Steelpan orchestras remain one of the most culturally significant elements of the event. Their presence maintains a direct link to Trinidad and Tobago, anchoring the Carnival in its historical origins while also adapting to new performance contexts within Britain.
Food culture forms another essential layer of the Carnival experience. Caribbean cuisine is not treated as a secondary attraction but as a core cultural expression. Food stalls offering dishes such as jerk chicken, curried goat, patties and plantain reflect both heritage and adaptation, serving as an accessible entry point into Caribbean cultural traditions for wider audiences.
A Living Civic Tradition
Today, Nottingham Carnival functions as more than a festival. It operates as a civic institution that contributes to the city’s cultural identity, youth development pathways and creative economy. For younger participants, it offers opportunities to engage in costume design, music production, dance and event organisation, creating routes into creative industries that extend beyond the Carnival itself.

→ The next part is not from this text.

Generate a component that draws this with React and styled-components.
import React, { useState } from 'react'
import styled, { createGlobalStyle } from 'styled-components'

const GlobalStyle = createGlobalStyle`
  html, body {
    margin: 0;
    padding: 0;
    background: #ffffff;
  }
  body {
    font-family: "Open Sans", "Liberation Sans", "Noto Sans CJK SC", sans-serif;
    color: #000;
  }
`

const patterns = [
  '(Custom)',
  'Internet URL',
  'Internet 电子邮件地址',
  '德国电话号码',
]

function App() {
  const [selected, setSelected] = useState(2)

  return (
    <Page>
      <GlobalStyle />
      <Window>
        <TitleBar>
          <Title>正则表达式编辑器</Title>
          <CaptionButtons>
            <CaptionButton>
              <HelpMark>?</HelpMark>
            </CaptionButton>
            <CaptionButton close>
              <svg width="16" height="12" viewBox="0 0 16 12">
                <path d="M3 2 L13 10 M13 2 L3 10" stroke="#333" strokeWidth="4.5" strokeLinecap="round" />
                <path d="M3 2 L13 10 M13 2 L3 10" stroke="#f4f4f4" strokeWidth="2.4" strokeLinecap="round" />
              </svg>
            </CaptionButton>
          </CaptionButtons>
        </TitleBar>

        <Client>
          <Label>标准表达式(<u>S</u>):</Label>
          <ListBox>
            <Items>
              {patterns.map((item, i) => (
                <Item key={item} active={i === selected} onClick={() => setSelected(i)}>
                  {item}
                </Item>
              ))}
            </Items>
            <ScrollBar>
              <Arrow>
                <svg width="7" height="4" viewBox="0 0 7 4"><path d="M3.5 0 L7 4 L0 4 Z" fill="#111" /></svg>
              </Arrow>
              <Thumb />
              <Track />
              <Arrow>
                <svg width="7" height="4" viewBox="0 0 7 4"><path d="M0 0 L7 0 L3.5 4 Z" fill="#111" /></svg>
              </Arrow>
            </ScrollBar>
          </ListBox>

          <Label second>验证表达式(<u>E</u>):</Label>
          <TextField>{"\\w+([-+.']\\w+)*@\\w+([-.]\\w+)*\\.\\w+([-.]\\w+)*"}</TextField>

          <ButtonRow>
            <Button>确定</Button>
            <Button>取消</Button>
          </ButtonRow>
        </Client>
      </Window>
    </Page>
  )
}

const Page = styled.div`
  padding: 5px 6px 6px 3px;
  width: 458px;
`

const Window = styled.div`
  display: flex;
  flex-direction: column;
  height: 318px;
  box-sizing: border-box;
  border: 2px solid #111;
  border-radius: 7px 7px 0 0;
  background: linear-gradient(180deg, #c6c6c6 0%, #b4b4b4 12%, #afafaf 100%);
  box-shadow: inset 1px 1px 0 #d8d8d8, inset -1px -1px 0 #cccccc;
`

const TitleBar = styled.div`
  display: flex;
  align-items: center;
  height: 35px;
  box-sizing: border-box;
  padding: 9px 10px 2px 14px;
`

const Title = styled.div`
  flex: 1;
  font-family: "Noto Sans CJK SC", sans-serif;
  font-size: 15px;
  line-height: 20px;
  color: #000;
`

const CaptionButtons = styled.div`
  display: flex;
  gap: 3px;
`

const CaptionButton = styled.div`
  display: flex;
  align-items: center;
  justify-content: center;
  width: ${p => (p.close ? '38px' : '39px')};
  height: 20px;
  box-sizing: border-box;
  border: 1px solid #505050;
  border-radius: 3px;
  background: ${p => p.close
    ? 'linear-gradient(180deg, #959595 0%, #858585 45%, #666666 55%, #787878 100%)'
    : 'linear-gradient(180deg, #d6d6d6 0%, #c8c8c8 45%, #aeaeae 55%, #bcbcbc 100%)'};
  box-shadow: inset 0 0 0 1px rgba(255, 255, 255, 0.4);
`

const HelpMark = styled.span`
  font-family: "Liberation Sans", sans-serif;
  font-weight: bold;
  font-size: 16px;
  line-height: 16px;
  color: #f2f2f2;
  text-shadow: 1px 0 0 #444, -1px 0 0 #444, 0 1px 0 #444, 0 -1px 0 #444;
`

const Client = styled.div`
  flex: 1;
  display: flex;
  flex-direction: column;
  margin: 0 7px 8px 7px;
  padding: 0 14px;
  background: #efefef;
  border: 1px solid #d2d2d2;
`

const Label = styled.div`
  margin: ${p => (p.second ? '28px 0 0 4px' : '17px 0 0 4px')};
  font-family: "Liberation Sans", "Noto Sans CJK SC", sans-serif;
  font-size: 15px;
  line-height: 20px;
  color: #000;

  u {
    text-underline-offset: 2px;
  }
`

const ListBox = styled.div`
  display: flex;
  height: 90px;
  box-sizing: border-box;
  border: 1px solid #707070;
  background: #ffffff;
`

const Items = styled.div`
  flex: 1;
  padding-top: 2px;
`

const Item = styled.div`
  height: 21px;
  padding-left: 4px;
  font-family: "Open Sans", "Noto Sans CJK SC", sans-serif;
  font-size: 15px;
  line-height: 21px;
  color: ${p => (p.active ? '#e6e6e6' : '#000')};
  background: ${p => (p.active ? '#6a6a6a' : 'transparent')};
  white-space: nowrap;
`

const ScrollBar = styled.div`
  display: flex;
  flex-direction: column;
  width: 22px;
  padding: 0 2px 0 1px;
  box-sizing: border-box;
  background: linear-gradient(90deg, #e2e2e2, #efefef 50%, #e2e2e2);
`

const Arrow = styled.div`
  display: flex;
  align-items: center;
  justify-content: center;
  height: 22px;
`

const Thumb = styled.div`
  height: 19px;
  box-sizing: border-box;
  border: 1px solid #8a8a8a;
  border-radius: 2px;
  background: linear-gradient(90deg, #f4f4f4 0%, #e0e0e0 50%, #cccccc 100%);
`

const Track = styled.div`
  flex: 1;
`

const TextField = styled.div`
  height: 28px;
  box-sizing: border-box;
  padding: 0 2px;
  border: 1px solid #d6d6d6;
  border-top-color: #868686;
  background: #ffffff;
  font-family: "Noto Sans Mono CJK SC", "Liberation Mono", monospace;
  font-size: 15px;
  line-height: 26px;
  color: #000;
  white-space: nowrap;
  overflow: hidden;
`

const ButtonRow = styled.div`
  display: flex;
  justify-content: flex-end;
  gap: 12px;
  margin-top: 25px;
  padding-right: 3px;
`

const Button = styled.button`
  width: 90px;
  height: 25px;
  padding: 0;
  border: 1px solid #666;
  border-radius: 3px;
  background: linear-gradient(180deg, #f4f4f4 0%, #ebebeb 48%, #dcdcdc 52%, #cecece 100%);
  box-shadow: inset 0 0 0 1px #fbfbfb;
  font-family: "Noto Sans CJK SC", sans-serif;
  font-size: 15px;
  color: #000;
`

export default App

Its significance also lies in visibility. In a city shaped by migration, industrial change and demographic diversity, Carnival provides a moment in which Caribbean cultural identity is not peripheral but central. It redefines public space temporarily, transforming a riverside park into a site of cultural expression and collective memory.

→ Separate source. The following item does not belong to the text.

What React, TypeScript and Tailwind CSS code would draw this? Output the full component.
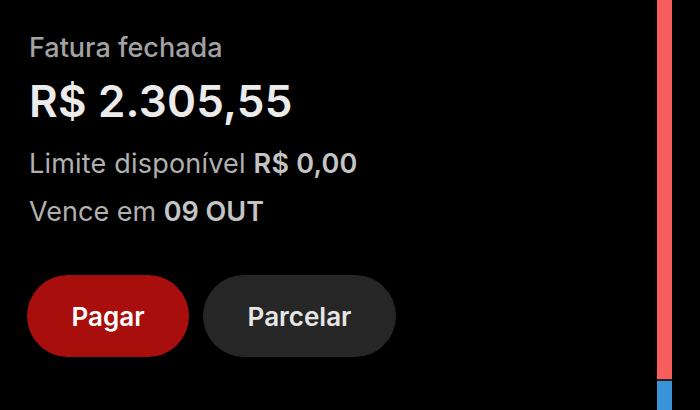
import React from "react";

export default function App() {
  return (
    <div
      className="w-[700px] h-[410px] bg-black flex overflow-hidden"
      style={{ fontFamily: "Inter, 'Noto Sans', sans-serif" }}
    >
      <div className="flex-1 flex flex-col pl-[29px] pt-[32px]">
        <div className="text-[27px] leading-[32px] font-medium text-[#a3a3a3]">
          Fatura fechada
        </div>
        <div className="mt-[11px] text-[44px] leading-[52px] font-semibold text-[#ebebeb] tracking-[0.2px]">
          R$ 2.305,55
        </div>
        <div className="mt-[21px] text-[27px] leading-[32px] text-[#b0b0b0] tracking-[0.2px]">
          Limite disponível <span className="font-semibold text-[#c4c4c4]">R$ 0,00</span>
        </div>
        <div className="mt-[16px] text-[27px] leading-[32px] text-[#b0b0b0]">
          Vence em <span className="font-semibold text-[#c4c4c4]">09 OUT</span>
        </div>
        <div className="mt-[47px] flex gap-[14px] ml-[-2px]">
          <button className="w-[162px] h-[82px] rounded-full bg-[#a80e0c] text-white text-[26px] font-semibold">
            Pagar
          </button>
          <button className="w-[193px] h-[82px] rounded-full bg-[#262626] text-[#e6e6e6] text-[26px] font-semibold">
            Parcelar
          </button>
        </div>
      </div>
      <div className="w-[15px] mr-[28px] flex flex-col">
        <div className="h-[379px] bg-[#f85f5c]" />
        <div className="h-[2px] bg-[#222]" />
        <div className="flex-1 bg-[#3a93d6]" />
      </div>
    </div>
  );
}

The 2026 edition continues this long trajectory. On 16 August, Victoria Embankment once again becomes the stage for a tradition that has evolved over nearly seven decades. What began as small gatherings in the Meadows has become one of Nottingham’s most important cultural events, shaped by migration, adaptation and community resilience.
Nottingham Carnival endures not because it remains the same, but because it continues to change while retaining its core purpose: the public expression of Caribbean cultural life within the city.